- Front-end source files

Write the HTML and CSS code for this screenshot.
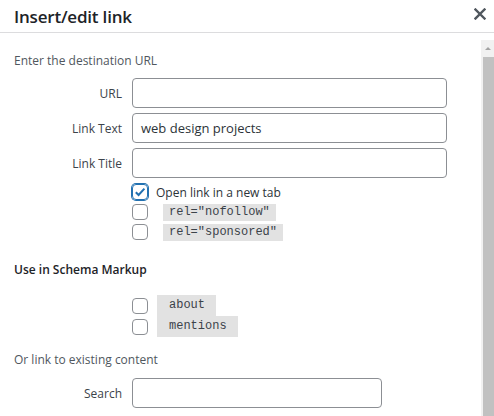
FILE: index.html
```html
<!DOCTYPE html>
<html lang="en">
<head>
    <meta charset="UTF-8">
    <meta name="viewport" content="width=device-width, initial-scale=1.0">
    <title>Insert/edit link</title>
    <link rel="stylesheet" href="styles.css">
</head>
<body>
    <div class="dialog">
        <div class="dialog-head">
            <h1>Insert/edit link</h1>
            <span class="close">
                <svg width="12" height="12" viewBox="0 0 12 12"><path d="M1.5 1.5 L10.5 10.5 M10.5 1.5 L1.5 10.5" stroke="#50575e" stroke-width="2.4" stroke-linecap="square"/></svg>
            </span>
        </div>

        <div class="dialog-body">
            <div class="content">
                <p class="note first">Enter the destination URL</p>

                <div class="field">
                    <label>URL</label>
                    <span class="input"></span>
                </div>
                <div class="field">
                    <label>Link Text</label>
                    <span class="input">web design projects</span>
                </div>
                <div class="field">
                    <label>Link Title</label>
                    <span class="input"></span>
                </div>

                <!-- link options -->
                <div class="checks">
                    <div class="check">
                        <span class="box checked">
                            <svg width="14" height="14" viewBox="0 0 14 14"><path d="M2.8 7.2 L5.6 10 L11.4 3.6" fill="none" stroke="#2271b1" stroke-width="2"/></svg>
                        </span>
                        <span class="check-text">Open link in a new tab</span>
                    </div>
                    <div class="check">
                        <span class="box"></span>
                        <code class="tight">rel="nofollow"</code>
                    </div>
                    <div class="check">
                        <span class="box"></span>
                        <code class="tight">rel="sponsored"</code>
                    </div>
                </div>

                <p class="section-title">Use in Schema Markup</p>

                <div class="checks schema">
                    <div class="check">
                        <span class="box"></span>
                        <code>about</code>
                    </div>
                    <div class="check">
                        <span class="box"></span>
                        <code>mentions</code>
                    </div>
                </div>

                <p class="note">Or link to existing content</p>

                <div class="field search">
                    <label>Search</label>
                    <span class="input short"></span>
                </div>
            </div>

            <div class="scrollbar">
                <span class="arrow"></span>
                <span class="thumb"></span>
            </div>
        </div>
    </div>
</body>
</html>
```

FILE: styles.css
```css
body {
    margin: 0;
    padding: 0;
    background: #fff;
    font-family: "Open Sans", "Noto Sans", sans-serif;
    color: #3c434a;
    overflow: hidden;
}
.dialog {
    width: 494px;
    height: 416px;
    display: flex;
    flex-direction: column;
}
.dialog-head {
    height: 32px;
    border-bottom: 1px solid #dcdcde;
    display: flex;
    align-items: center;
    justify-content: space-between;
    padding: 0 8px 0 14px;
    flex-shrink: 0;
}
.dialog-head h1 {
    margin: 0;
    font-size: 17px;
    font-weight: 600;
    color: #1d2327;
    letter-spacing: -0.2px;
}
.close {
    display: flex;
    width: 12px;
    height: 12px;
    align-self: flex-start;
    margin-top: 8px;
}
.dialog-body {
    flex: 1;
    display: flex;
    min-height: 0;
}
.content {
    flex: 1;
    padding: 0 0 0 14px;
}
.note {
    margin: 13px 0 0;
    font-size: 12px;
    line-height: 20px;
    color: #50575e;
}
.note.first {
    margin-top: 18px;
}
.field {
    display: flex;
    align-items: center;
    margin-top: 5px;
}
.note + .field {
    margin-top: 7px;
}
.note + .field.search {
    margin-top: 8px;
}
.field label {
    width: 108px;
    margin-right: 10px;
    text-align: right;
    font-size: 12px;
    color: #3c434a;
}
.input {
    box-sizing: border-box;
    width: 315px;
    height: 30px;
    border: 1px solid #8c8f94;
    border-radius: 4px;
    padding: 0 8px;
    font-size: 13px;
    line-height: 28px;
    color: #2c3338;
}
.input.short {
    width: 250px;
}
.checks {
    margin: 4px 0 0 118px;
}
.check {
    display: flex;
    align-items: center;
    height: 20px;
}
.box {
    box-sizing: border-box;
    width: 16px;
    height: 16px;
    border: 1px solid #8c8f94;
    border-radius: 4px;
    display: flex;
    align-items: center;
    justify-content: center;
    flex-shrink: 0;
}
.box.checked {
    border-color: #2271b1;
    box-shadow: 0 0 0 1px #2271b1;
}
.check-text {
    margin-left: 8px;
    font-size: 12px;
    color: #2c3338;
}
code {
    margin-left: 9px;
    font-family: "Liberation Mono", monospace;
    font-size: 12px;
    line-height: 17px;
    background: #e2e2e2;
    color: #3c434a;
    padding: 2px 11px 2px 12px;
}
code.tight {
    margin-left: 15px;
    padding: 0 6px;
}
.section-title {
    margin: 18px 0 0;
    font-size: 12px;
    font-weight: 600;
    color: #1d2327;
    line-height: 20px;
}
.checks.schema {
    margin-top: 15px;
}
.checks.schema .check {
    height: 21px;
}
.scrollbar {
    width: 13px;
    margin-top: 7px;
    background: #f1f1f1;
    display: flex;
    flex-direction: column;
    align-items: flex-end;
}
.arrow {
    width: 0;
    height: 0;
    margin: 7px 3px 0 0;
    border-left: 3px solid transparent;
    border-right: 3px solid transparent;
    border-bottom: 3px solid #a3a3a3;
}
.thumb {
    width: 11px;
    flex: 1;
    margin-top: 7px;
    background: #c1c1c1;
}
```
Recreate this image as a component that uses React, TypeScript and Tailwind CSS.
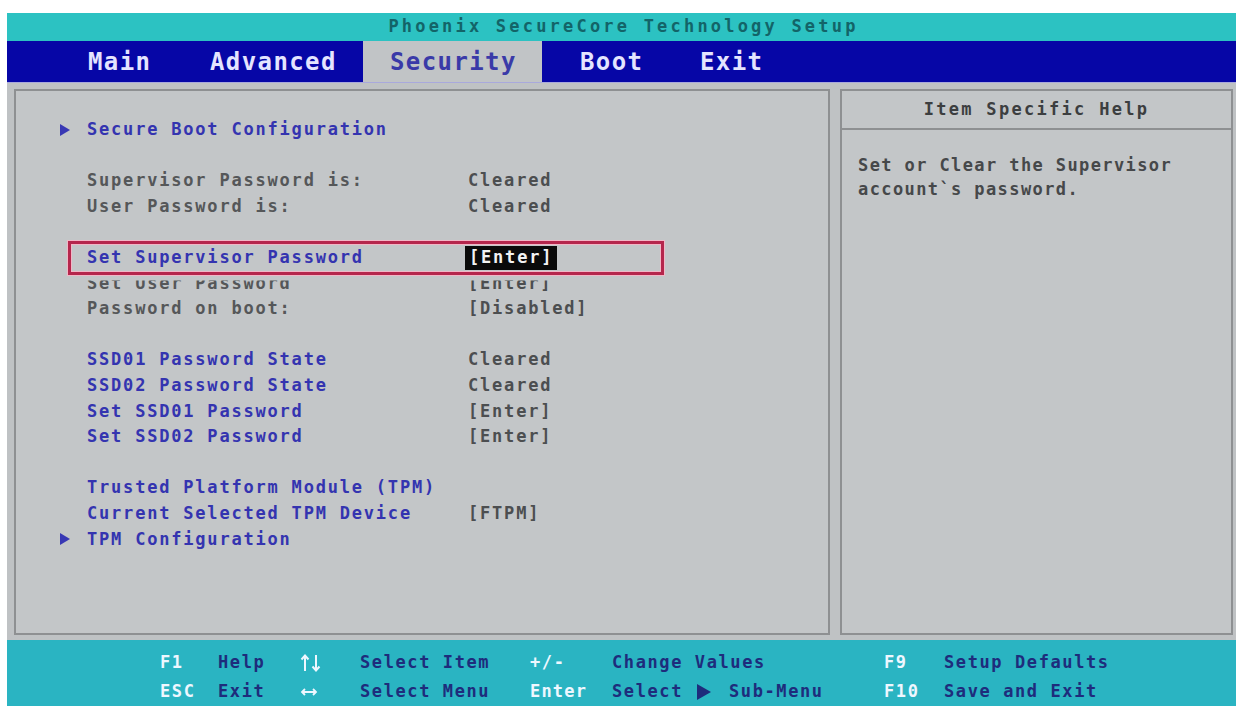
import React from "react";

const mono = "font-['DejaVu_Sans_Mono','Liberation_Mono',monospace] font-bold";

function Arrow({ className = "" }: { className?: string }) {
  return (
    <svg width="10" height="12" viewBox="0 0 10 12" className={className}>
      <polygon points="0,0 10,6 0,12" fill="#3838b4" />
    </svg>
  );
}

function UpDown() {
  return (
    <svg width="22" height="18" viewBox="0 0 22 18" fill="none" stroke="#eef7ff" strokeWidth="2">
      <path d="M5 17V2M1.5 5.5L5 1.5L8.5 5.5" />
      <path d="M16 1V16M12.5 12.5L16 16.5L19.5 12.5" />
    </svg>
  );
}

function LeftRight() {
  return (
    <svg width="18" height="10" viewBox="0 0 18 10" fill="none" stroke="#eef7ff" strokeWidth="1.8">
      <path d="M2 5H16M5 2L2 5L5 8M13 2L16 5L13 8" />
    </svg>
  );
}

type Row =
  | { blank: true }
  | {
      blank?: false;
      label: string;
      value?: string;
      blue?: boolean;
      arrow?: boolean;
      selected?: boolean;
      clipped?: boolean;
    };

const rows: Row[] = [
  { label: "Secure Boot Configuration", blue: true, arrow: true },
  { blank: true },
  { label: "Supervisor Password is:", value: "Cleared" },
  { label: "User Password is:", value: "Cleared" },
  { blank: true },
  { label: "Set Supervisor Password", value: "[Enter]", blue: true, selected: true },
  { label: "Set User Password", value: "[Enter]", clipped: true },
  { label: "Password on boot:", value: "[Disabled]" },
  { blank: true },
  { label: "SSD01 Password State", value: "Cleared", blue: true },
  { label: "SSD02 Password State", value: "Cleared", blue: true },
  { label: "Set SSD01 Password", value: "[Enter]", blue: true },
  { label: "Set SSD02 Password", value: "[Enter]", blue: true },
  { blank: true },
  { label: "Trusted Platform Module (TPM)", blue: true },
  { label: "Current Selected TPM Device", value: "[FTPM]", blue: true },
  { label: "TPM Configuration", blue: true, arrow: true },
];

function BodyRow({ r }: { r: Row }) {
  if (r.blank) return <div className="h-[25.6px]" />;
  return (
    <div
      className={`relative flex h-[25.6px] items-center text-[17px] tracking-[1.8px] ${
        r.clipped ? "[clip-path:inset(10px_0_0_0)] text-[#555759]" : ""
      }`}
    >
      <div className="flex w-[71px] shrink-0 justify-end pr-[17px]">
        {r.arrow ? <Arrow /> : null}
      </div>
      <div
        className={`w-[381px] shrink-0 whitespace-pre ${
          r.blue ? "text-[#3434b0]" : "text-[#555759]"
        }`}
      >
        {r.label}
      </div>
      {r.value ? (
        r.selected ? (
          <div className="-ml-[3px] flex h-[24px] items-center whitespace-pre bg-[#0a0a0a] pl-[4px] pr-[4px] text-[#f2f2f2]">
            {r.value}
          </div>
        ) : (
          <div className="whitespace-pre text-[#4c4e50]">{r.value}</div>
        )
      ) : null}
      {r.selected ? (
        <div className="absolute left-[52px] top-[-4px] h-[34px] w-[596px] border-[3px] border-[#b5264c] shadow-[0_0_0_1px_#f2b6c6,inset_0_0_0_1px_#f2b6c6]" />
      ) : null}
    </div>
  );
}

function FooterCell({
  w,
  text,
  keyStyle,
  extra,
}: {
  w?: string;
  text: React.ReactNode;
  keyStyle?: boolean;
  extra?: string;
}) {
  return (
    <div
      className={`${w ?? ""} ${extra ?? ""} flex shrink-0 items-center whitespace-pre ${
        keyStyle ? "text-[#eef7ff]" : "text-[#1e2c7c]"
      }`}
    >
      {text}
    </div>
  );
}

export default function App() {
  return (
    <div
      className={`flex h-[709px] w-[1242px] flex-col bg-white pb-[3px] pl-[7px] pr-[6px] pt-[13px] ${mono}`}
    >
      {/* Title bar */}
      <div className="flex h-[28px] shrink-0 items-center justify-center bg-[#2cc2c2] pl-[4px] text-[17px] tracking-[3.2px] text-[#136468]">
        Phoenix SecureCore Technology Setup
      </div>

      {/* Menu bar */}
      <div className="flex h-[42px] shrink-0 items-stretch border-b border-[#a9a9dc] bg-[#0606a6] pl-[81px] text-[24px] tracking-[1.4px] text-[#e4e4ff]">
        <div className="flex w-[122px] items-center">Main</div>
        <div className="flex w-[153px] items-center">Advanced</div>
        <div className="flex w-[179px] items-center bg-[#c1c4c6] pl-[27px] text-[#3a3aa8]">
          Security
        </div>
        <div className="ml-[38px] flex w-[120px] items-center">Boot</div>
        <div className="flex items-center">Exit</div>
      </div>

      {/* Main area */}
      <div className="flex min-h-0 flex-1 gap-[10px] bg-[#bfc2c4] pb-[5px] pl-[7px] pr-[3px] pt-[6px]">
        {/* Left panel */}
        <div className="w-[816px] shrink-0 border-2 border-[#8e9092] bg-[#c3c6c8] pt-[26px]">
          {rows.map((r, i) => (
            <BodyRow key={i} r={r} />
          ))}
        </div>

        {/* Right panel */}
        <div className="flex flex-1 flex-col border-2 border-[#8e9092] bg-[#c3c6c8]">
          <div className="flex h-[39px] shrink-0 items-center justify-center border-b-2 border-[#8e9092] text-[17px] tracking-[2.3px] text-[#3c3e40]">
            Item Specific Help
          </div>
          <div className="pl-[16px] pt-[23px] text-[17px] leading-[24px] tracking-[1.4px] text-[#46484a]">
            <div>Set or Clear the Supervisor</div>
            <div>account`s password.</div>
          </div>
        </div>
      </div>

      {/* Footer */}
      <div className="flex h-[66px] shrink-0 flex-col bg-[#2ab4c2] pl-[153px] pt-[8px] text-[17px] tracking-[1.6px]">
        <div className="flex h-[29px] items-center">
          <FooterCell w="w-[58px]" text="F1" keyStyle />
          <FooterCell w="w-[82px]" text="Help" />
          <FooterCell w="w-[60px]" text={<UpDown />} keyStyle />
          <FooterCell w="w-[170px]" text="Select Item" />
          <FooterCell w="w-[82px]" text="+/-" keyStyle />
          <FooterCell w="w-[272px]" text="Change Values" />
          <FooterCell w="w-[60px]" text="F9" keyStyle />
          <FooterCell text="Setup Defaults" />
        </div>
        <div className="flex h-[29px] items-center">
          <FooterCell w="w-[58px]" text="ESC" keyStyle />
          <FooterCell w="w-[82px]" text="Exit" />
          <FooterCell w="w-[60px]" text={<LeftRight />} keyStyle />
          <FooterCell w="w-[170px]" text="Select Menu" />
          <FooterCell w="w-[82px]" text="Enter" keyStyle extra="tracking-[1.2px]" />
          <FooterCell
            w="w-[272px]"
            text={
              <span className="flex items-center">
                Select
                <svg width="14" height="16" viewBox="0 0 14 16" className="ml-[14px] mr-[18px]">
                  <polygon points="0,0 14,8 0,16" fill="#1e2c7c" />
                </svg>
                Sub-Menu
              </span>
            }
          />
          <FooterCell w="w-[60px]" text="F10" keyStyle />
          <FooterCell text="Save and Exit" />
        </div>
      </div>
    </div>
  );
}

- WHAT YOU ARE ASKED TO DO
How many of the lines above include the word "React"? Respond with the number alone.

- EXERCISE OUTPUT
3